DATASET CONTENT:

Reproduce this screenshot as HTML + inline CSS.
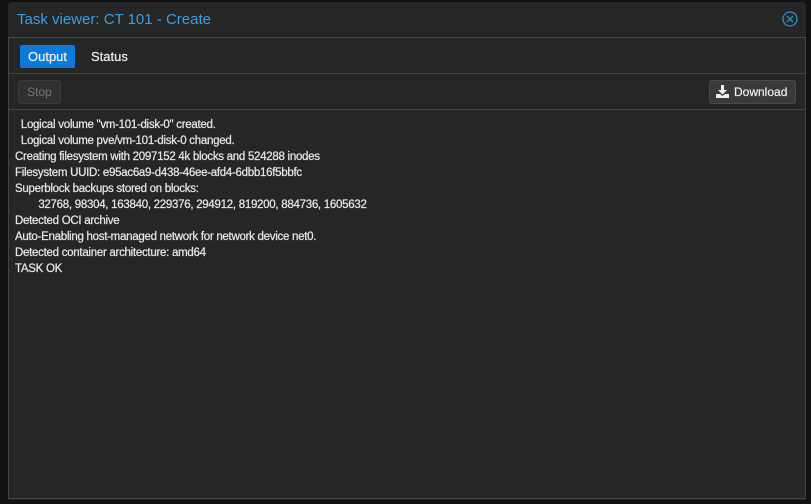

---

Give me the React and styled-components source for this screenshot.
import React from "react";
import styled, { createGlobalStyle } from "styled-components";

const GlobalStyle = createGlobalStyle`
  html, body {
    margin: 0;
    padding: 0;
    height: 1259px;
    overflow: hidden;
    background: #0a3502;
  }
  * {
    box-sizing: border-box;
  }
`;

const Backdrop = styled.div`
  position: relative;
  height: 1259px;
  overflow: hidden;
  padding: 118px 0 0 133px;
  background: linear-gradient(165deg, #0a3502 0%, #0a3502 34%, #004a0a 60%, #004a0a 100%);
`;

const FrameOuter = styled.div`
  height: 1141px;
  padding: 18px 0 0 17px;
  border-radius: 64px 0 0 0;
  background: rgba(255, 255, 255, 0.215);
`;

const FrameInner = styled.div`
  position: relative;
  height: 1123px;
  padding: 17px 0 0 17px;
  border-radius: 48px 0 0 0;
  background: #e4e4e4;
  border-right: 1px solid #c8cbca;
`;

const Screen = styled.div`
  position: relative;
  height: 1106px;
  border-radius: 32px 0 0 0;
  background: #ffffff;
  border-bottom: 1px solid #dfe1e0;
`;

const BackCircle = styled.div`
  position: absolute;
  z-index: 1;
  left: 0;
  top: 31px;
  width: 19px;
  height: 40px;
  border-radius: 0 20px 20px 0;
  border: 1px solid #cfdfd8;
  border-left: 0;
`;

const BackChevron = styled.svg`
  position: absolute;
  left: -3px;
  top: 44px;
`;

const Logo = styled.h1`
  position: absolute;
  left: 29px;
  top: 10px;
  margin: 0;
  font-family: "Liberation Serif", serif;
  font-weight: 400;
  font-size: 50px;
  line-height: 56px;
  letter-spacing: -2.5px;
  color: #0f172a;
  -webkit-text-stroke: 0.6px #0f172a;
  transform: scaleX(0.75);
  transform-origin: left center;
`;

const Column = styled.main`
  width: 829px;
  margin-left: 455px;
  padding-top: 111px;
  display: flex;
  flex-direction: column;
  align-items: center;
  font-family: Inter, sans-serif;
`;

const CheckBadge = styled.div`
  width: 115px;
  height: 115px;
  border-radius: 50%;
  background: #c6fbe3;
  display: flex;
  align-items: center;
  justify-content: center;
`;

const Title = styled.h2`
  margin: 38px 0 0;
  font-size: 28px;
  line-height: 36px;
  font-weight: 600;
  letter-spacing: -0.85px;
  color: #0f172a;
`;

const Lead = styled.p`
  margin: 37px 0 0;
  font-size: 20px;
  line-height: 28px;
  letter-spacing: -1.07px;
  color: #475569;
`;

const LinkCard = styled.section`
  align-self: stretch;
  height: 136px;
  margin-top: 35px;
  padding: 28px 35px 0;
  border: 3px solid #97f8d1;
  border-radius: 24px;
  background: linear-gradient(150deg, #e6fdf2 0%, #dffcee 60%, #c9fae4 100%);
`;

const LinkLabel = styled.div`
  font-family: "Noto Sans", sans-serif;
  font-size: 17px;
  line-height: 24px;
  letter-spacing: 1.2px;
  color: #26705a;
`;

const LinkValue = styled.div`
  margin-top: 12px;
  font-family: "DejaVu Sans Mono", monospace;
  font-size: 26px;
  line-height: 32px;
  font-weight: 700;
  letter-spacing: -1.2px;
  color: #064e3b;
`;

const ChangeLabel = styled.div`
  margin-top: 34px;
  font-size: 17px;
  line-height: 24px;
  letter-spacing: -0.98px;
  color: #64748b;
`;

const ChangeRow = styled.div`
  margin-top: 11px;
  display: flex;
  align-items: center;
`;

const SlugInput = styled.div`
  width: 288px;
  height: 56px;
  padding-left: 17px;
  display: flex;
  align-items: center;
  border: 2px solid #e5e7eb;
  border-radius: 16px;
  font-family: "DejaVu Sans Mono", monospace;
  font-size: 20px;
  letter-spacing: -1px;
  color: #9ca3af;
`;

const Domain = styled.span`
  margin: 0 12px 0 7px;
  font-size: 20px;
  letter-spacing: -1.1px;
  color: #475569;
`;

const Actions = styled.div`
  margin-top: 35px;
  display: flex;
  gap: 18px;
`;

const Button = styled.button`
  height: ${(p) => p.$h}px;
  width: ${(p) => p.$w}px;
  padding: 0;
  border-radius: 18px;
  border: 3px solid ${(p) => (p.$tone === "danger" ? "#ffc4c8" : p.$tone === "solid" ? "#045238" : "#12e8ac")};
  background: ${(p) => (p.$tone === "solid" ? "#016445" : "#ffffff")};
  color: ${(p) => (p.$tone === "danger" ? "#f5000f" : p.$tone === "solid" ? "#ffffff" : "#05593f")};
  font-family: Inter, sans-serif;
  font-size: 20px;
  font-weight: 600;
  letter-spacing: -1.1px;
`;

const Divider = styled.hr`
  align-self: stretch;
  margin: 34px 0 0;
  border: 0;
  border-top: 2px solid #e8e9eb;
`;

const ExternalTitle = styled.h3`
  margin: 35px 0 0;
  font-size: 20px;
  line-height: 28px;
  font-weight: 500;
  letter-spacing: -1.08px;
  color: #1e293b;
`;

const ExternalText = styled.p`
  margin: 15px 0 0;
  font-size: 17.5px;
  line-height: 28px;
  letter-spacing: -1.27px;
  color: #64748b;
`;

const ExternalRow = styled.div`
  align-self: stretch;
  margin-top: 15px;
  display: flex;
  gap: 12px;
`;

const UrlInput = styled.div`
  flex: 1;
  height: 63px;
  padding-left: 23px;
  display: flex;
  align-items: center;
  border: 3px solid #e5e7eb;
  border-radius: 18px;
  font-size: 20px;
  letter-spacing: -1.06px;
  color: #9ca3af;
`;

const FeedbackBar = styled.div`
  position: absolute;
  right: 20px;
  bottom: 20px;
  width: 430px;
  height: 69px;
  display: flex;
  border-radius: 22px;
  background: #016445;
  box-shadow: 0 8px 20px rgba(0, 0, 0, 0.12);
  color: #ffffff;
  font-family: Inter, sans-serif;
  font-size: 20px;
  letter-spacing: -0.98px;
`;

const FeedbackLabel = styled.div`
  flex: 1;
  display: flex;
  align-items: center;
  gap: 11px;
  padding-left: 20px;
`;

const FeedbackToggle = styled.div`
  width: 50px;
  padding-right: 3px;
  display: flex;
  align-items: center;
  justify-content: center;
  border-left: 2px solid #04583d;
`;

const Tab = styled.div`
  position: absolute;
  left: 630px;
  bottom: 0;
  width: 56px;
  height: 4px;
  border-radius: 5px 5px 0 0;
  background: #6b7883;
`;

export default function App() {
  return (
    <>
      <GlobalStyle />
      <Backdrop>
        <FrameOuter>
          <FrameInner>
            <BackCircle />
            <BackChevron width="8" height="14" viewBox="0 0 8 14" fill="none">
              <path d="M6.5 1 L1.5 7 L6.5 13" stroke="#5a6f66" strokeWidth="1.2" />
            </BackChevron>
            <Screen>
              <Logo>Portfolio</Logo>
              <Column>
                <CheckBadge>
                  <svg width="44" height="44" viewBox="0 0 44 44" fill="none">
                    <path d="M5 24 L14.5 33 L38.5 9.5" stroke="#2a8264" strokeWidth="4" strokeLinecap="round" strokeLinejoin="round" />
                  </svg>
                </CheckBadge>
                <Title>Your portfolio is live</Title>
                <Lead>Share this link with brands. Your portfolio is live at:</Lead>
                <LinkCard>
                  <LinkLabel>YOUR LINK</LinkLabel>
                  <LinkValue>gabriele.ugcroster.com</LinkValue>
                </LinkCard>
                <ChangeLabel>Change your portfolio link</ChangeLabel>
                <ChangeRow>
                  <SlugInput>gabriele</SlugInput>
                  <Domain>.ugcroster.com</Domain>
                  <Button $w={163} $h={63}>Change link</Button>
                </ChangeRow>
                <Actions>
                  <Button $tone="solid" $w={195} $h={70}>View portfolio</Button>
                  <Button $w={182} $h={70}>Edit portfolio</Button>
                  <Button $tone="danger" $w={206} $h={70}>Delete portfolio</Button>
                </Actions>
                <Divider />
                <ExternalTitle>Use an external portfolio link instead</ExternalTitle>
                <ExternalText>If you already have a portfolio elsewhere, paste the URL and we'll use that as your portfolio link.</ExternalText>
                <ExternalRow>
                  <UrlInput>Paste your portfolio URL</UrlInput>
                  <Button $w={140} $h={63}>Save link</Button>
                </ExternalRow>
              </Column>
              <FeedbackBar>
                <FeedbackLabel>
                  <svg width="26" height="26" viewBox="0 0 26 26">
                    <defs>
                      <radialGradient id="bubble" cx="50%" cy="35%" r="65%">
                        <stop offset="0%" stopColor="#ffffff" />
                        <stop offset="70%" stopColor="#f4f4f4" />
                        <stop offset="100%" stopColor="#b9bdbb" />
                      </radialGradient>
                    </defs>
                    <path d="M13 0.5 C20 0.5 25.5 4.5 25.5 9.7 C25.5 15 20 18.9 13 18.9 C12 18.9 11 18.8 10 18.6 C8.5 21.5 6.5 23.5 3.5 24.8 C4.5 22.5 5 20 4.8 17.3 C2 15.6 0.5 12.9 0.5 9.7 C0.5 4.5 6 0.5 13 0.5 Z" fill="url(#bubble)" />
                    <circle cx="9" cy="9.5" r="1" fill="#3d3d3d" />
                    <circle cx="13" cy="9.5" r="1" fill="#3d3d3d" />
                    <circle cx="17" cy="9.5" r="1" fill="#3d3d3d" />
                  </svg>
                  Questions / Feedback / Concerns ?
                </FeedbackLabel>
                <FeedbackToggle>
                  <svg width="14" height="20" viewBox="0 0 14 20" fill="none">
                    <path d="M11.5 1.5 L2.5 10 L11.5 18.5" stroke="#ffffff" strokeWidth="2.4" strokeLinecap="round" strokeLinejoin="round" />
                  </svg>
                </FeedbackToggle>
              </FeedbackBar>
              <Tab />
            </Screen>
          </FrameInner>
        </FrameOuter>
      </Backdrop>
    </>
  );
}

--

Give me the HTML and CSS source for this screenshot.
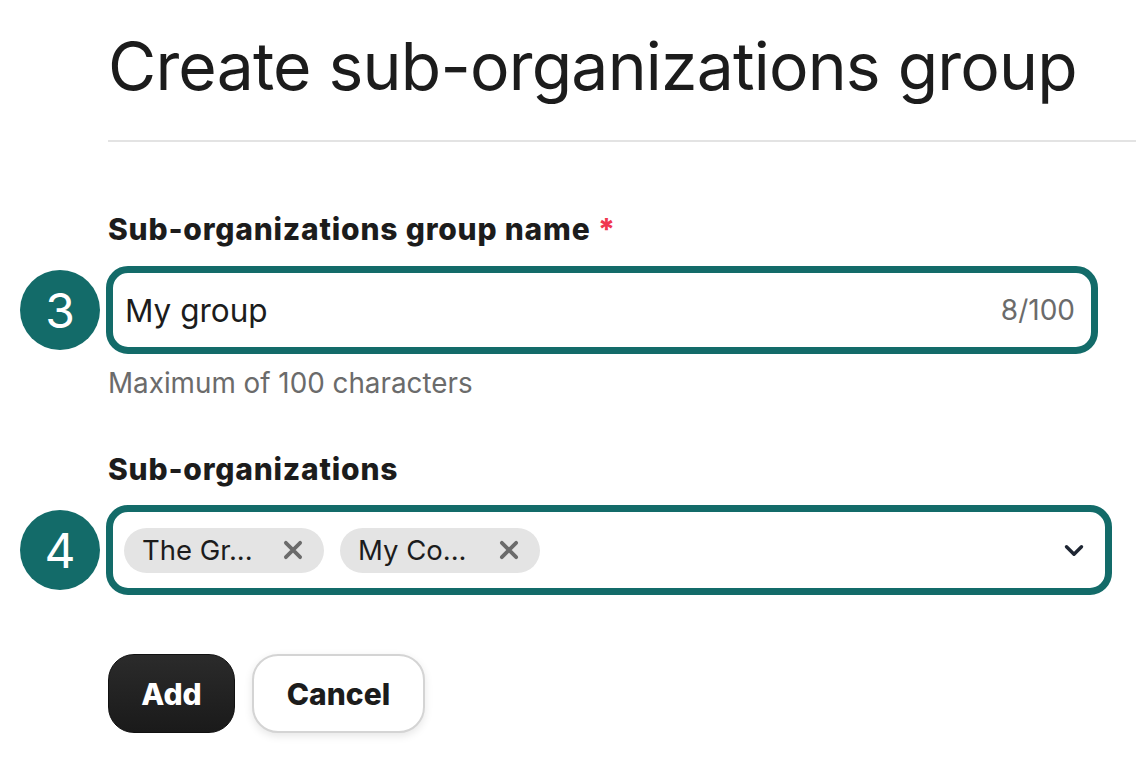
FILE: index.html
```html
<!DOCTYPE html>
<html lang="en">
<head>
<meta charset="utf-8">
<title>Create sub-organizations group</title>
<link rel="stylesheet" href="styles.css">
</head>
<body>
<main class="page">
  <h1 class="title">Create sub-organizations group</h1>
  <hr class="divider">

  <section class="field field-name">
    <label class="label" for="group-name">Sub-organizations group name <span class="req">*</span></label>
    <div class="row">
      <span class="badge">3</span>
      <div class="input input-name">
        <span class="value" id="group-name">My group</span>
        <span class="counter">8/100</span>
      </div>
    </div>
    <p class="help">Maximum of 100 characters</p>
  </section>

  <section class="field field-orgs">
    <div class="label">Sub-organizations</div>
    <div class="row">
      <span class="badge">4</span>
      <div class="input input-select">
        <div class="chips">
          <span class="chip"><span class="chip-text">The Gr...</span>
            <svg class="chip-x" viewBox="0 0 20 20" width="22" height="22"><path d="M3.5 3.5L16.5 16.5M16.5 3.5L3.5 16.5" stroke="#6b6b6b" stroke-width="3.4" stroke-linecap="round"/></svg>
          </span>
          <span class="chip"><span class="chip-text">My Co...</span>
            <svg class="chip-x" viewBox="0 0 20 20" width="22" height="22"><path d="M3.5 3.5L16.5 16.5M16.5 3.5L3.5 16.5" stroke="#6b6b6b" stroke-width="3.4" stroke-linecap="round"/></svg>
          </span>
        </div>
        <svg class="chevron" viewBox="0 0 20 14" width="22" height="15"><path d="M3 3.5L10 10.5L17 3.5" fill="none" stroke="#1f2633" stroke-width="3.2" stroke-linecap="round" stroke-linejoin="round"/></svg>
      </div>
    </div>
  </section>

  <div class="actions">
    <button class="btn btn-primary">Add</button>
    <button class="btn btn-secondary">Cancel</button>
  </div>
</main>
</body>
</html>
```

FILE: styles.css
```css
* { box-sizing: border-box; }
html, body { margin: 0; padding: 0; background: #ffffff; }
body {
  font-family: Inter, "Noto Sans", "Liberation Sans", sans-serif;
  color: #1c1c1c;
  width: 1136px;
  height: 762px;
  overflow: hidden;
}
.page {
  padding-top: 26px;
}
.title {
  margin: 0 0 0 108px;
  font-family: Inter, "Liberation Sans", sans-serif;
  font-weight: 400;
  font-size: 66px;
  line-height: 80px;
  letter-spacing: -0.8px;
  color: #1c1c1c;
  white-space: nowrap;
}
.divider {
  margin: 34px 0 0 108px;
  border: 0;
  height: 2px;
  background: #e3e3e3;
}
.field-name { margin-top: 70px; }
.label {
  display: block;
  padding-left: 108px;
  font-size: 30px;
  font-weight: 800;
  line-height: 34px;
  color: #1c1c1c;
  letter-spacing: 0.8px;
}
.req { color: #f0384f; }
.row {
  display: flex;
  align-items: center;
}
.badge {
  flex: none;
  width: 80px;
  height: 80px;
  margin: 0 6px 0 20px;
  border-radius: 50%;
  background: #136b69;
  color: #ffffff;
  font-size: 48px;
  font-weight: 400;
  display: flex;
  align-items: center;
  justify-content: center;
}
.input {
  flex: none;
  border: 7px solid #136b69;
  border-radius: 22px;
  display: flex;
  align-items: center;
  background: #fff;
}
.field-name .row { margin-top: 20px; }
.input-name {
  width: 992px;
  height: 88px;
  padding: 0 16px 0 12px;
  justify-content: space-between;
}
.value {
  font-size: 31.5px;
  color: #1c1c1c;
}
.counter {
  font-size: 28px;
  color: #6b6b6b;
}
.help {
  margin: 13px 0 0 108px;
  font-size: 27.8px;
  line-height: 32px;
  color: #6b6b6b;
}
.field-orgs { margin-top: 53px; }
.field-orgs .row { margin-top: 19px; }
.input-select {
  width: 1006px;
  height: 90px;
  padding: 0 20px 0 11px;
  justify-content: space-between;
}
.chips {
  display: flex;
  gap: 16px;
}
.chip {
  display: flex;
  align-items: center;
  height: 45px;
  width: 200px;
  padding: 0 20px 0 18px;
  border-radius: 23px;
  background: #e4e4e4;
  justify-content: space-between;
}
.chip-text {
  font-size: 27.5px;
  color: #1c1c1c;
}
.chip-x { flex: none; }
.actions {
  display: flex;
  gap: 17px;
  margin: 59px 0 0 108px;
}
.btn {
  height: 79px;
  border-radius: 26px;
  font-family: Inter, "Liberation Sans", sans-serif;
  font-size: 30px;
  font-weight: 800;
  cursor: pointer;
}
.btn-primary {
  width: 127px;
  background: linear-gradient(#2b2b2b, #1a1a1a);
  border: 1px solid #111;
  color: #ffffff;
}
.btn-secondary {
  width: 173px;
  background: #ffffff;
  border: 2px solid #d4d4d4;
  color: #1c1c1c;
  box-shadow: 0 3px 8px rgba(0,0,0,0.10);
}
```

THE REQUEST: Look over the material above and show each line where "React" appears.

CORRECT OUTPUT:
Give me the React and styled-components source for this screenshot.
import React from "react";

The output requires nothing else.